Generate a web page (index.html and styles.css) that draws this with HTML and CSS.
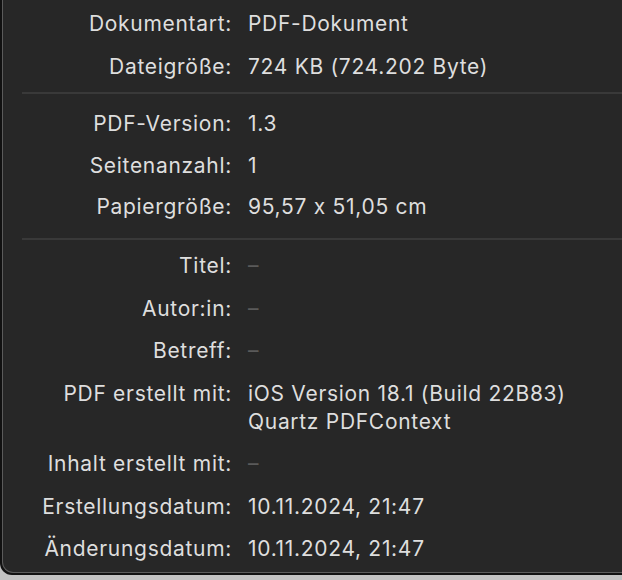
FILE: index.html
```html
<!DOCTYPE html>
<html lang="de">
<head>
<meta charset="utf-8">
<title>Informationen</title>
<link rel="stylesheet" href="styles.css">
</head>
<body>
<div class="window">
  <div class="section first">
    <div class="label">Dokumentart:</div><div class="value">PDF-Dokument</div>
    <div class="label">Dateigröße:</div><div class="value">724 KB (724.202 Byte)</div>
  </div>
  <div class="divider divider-a"></div>
  <div class="section second">
    <div class="label">PDF-Version:</div><div class="value">1.3</div>
    <div class="label">Seitenanzahl:</div><div class="value">1</div>
    <div class="label">Papiergröße:</div><div class="value">95,57 x 51,05 cm</div>
  </div>
  <div class="divider divider-b"></div>
  <div class="section third">
    <div class="label">Titel:</div><div class="value empty">–</div>
    <div class="label">Autor:in:</div><div class="value empty">–</div>
    <div class="label">Betreff:</div><div class="value empty">–</div>
    <div class="label">PDF erstellt mit:</div><div class="value">iOS Version 18.1 (Build 22B83)<br>Quartz PDFContext</div>
    <div class="label">Inhalt erstellt mit:</div><div class="value empty">–</div>
    <div class="label">Erstellungsdatum:</div><div class="value">10.11.2024, 21:47</div>
    <div class="label">Änderungsdatum:</div><div class="value">10.11.2024, 21:47</div>
  </div>
</div>
</body>
</html>
```
FILE: styles.css
```css
html, body {
  margin: 0;
  padding: 0;
}
body {
  background: #c2c2c2;
  width: 622px;
  height: 580px;
  overflow: hidden;
  font-family: Inter, "Noto Sans", "Liberation Sans", sans-serif;
  font-feature-settings: "calt" 0;
}
.window {
  margin-left: 2px;
  width: 640px;
  height: 573px;
  background: #272727;
  border-left: 1px solid #5b5b5b;
  border-bottom: 1px solid #5b5b5b;
  border-bottom-left-radius: 11px;
  box-shadow: -1px 1px 0 1px #111111;
  box-sizing: border-box;
  padding-top: 10px;
}
.section {
  display: grid;
  grid-template-columns: 229px 1fr;
  column-gap: 16px;
  font-size: 21px;
  letter-spacing: 0.7px;
  line-height: 28px;
  color: #dedede;
}
.first { row-gap: 15px; }
.second { row-gap: 13.5px; }
.third { row-gap: 14.5px; }
.label {
  text-align: right;
}
.value.empty {
  color: #5a5a5a;
}
.divider {
  height: 2px;
  background: #393939;
  margin-left: 19px;
}
.divider-a { margin-top: 11px; margin-bottom: 16px; }
.divider-b { margin-top: 17px; margin-bottom: 12px; }
```
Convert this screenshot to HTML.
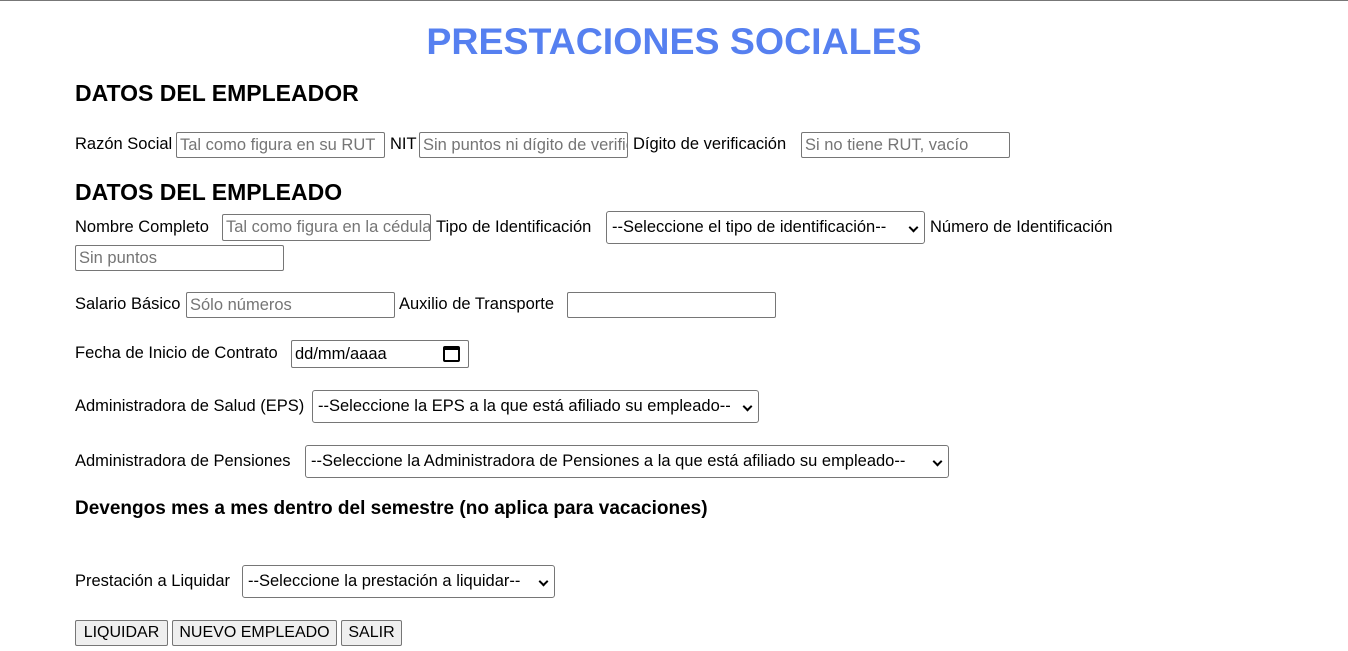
<!DOCTYPE html>
<html><head><meta charset="utf-8"><style>
*{box-sizing:border-box;margin:0;padding:0}
body{width:1348px;height:651px;background:#fff;position:relative;overflow:hidden;font-family:"Liberation Sans",sans-serif;color:#000;border-top:1px solid #777}
.a{position:absolute;white-space:nowrap}
.l{font-size:16.5px;line-height:20px}
.i{position:absolute;border:1px solid #767676;border-radius:2px;background:#fff;font-size:16.5px;color:#757575;padding:0 3px;line-height:24px;overflow:hidden;white-space:nowrap}
.s{position:absolute;border:1px solid #767676;border-radius:3px;background:#fff;font-size:16.5px;color:#000;padding:0 22px 0 5px;line-height:31px;white-space:nowrap;overflow:hidden}
.s:after{content:"";position:absolute;right:7px;top:12px;width:5px;height:5px;border-right:2px solid #000;border-bottom:2px solid #000;transform:rotate(45deg)}
.b{position:absolute;top:619px;height:26px;border:1px solid #767676;border-radius:2px;background:#efefef;font-size:16px;line-height:24px;text-align:center}
h2{position:absolute;left:75px;font-size:23px;font-weight:bold;white-space:nowrap}
</style></head><body>
<div class="a" style="left:0;width:1348px;top:17px;text-align:center;font-size:37.5px;font-weight:bold;color:#5680f0;line-height:46px">PRESTACIONES SOCIALES</div>
<h2 style="top:79px">DATOS DEL EMPLEADOR</h2>
<div class="a l" style="left:75px;top:133px">Razón Social</div>
<div class="i" style="left:176px;top:131px;width:209px;height:26px">Tal como figura en su RUT</div>
<div class="a l" style="left:390px;top:133px">NIT</div>
<div class="i" style="left:419px;top:131px;width:209px;height:26px">Sin puntos ni dígito de verificación</div>
<div class="a l" style="left:633px;top:133px">Dígito de verificación</div>
<div class="i" style="left:801px;top:131px;width:209px;height:26px">Si no tiene RUT, vacío</div>
<h2 style="top:178px">DATOS DEL EMPLEADO</h2>
<div class="a l" style="left:75px;top:216px">Nombre Completo</div>
<div class="i" style="left:222px;top:213px;width:209px;height:27px">Tal como figura en la cédula</div>
<div class="a l" style="left:436px;top:216px">Tipo de Identificación</div>
<div class="s" style="left:606px;top:210px;width:319px;height:33px">--Seleccione el tipo de identificación--</div>
<div class="a l" style="left:930px;top:216px">Número de Identificación</div>
<div class="i" style="left:75px;top:244px;width:209px;height:26px">Sin puntos</div>
<div class="a l" style="left:75px;top:293px">Salario Básico</div>
<div class="i" style="left:186px;top:291px;width:209px;height:26px">Sólo números</div>
<div class="a l" style="left:399px;top:293px">Auxilio de Transporte</div>
<div class="i" style="left:567px;top:291px;width:209px;height:26px"></div>
<div class="a l" style="left:75px;top:342px">Fecha de Inicio de Contrato</div>
<div class="i" style="left:291px;top:339px;width:178px;height:28px;color:#000;line-height:26px">dd/mm/aaaa<span style="position:absolute;right:8px;top:5px;width:17px;height:16px;border:2px solid #000;border-top-width:4px;border-radius:2px"></span></div>
<div class="a l" style="left:75px;top:395px">Administradora de Salud (EPS)</div>
<div class="s" style="left:312px;top:389px;width:447px;height:33px">--Seleccione la EPS a la que está afiliado su empleado--</div>
<div class="a l" style="left:75px;top:450px">Administradora de Pensiones</div>
<div class="s" style="left:305px;top:444px;width:644px;height:33px">--Seleccione la Administradora de Pensiones a la que está afiliado su empleado--</div>
<div class="a" style="left:75px;top:497px;font-size:19px;font-weight:bold;line-height:22px">Devengos mes a mes dentro del semestre (no aplica para vacaciones)</div>
<div class="a l" style="left:75px;top:570px">Prestación a Liquidar</div>
<div class="s" style="left:242px;top:564px;width:313px;height:33px">--Seleccione la prestación a liquidar--</div>
<div class="b" style="left:75px;width:93px">LIQUIDAR</div>
<div class="b" style="left:172px;width:165px">NUEVO EMPLEADO</div>
<div class="b" style="left:341px;width:61px">SALIR</div>
</body></html>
-------
### Task directions
Leave the images out and output the remaining material exactly as it stands.

### Exercise result
Generate a web page (index.html and styles.css) that draws this with HTML and CSS.
FILE: index.html
```html
<!DOCTYPE html>
<html lang="de">
<head>
<meta charset="utf-8">
<title>Informationen</title>
<link rel="stylesheet" href="styles.css">
</head>
<body>
<div class="window">
  <div class="section first">
    <div class="label">Dokumentart:</div><div class="value">PDF-Dokument</div>
    <div class="label">Dateigröße:</div><div class="value">724 KB (724.202 Byte)</div>
  </div>
  <div class="divider divider-a"></div>
  <div class="section second">
    <div class="label">PDF-Version:</div><div class="value">1.3</div>
    <div class="label">Seitenanzahl:</div><div class="value">1</div>
    <div class="label">Papiergröße:</div><div class="value">95,57 x 51,05 cm</div>
  </div>
  <div class="divider divider-b"></div>
  <div class="section third">
    <div class="label">Titel:</div><div class="value empty">–</div>
    <div class="label">Autor:in:</div><div class="value empty">–</div>
    <div class="label">Betreff:</div><div class="value empty">–</div>
    <div class="label">PDF erstellt mit:</div><div class="value">iOS Version 18.1 (Build 22B83)<br>Quartz PDFContext</div>
    <div class="label">Inhalt erstellt mit:</div><div class="value empty">–</div>
    <div class="label">Erstellungsdatum:</div><div class="value">10.11.2024, 21:47</div>
    <div class="label">Änderungsdatum:</div><div class="value">10.11.2024, 21:47</div>
  </div>
</div>
</body>
</html>
```
FILE: styles.css
```css
html, body {
  margin: 0;
  padding: 0;
}
body {
  background: #c2c2c2;
  width: 622px;
  height: 580px;
  overflow: hidden;
  font-family: Inter, "Noto Sans", "Liberation Sans", sans-serif;
  font-feature-settings: "calt" 0;
}
.window {
  margin-left: 2px;
  width: 640px;
  height: 573px;
  background: #272727;
  border-left: 1px solid #5b5b5b;
  border-bottom: 1px solid #5b5b5b;
  border-bottom-left-radius: 11px;
  box-shadow: -1px 1px 0 1px #111111;
  box-sizing: border-box;
  padding-top: 10px;
}
.section {
  display: grid;
  grid-template-columns: 229px 1fr;
  column-gap: 16px;
  font-size: 21px;
  letter-spacing: 0.7px;
  line-height: 28px;
  color: #dedede;
}
.first { row-gap: 15px; }
.second { row-gap: 13.5px; }
.third { row-gap: 14.5px; }
.label {
  text-align: right;
}
.value.empty {
  color: #5a5a5a;
}
.divider {
  height: 2px;
  background: #393939;
  margin-left: 19px;
}
.divider-a { margin-top: 11px; margin-bottom: 16px; }
.divider-b { margin-top: 17px; margin-bottom: 12px; }
```
Convert this screenshot to HTML.
<!DOCTYPE html>
<html><head><meta charset="utf-8"><style>
*{box-sizing:border-box;margin:0;padding:0}
body{width:1348px;height:651px;background:#fff;position:relative;overflow:hidden;font-family:"Liberation Sans",sans-serif;color:#000;border-top:1px solid #777}
.a{position:absolute;white-space:nowrap}
.l{font-size:16.5px;line-height:20px}
.i{position:absolute;border:1px solid #767676;border-radius:2px;background:#fff;font-size:16.5px;color:#757575;padding:0 3px;line-height:24px;overflow:hidden;white-space:nowrap}
.s{position:absolute;border:1px solid #767676;border-radius:3px;background:#fff;font-size:16.5px;color:#000;padding:0 22px 0 5px;line-height:31px;white-space:nowrap;overflow:hidden}
.s:after{content:"";position:absolute;right:7px;top:12px;width:5px;height:5px;border-right:2px solid #000;border-bottom:2px solid #000;transform:rotate(45deg)}
.b{position:absolute;top:619px;height:26px;border:1px solid #767676;border-radius:2px;background:#efefef;font-size:16px;line-height:24px;text-align:center}
h2{position:absolute;left:75px;font-size:23px;font-weight:bold;white-space:nowrap}
</style></head><body>
<div class="a" style="left:0;width:1348px;top:17px;text-align:center;font-size:37.5px;font-weight:bold;color:#5680f0;line-height:46px">PRESTACIONES SOCIALES</div>
<h2 style="top:79px">DATOS DEL EMPLEADOR</h2>
<div class="a l" style="left:75px;top:133px">Razón Social</div>
<div class="i" style="left:176px;top:131px;width:209px;height:26px">Tal como figura en su RUT</div>
<div class="a l" style="left:390px;top:133px">NIT</div>
<div class="i" style="left:419px;top:131px;width:209px;height:26px">Sin puntos ni dígito de verificación</div>
<div class="a l" style="left:633px;top:133px">Dígito de verificación</div>
<div class="i" style="left:801px;top:131px;width:209px;height:26px">Si no tiene RUT, vacío</div>
<h2 style="top:178px">DATOS DEL EMPLEADO</h2>
<div class="a l" style="left:75px;top:216px">Nombre Completo</div>
<div class="i" style="left:222px;top:213px;width:209px;height:27px">Tal como figura en la cédula</div>
<div class="a l" style="left:436px;top:216px">Tipo de Identificación</div>
<div class="s" style="left:606px;top:210px;width:319px;height:33px">--Seleccione el tipo de identificación--</div>
<div class="a l" style="left:930px;top:216px">Número de Identificación</div>
<div class="i" style="left:75px;top:244px;width:209px;height:26px">Sin puntos</div>
<div class="a l" style="left:75px;top:293px">Salario Básico</div>
<div class="i" style="left:186px;top:291px;width:209px;height:26px">Sólo números</div>
<div class="a l" style="left:399px;top:293px">Auxilio de Transporte</div>
<div class="i" style="left:567px;top:291px;width:209px;height:26px"></div>
<div class="a l" style="left:75px;top:342px">Fecha de Inicio de Contrato</div>
<div class="i" style="left:291px;top:339px;width:178px;height:28px;color:#000;line-height:26px">dd/mm/aaaa<span style="position:absolute;right:8px;top:5px;width:17px;height:16px;border:2px solid #000;border-top-width:4px;border-radius:2px"></span></div>
<div class="a l" style="left:75px;top:395px">Administradora de Salud (EPS)</div>
<div class="s" style="left:312px;top:389px;width:447px;height:33px">--Seleccione la EPS a la que está afiliado su empleado--</div>
<div class="a l" style="left:75px;top:450px">Administradora de Pensiones</div>
<div class="s" style="left:305px;top:444px;width:644px;height:33px">--Seleccione la Administradora de Pensiones a la que está afiliado su empleado--</div>
<div class="a" style="left:75px;top:497px;font-size:19px;font-weight:bold;line-height:22px">Devengos mes a mes dentro del semestre (no aplica para vacaciones)</div>
<div class="a l" style="left:75px;top:570px">Prestación a Liquidar</div>
<div class="s" style="left:242px;top:564px;width:313px;height:33px">--Seleccione la prestación a liquidar--</div>
<div class="b" style="left:75px;width:93px">LIQUIDAR</div>
<div class="b" style="left:172px;width:165px">NUEVO EMPLEADO</div>
<div class="b" style="left:341px;width:61px">SALIR</div>
</body></html>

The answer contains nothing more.